Lack of ncclGroupStart / End in nccl examples does not lead to deadlock

Hi,
I’ve been experimenting with nccl examples published in the official nccl documentation (NVIDIA Collective Communication Library (NCCL) Documentation — NCCL 2.19.3 documentation).
The part I want to ask about is the following:

   //calling NCCL communication API. Group API is required when using
   //multiple devices per thread
  NCCLCHECK(ncclGroupStart());
  for (int i = 0; i < nDev; ++i)
    NCCLCHECK(ncclAllReduce((const void*)sendbuff[i], (void*)recvbuff[i], size, ncclFloat, ncclSum,
        comms[i], s[i]));
  NCCLCHECK(ncclGroupEnd());

The comment says the group api is required in the case as there are 4 (by default) devices used. I luckily have access to the exact setup like this and was able to run the example on it.

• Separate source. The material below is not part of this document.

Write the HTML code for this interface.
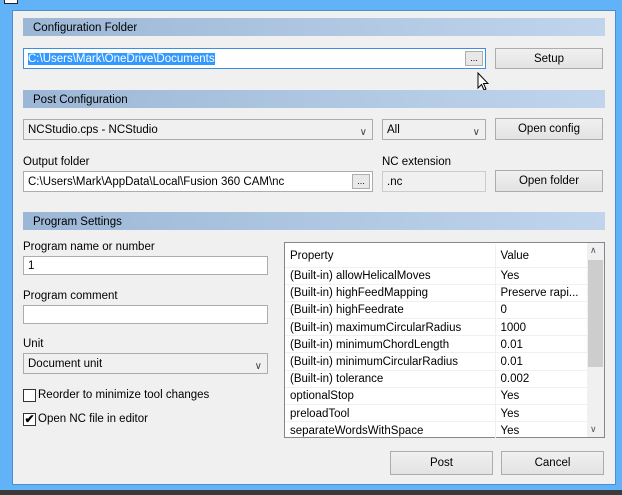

It turns out that it repeatedly works well no matter if I keep the ncclGroupStart / End pair in place or get rid of it completely. I tried to break it somehow - reveal the expected deadlock - by changing the number of devices used in example #1 and #3, but it just does not appear.
Could you please comment on this? I mean, does this experiment just show that the deadlock is possible, but in this case very rare or it just cannot occur here, so the comment is wrong??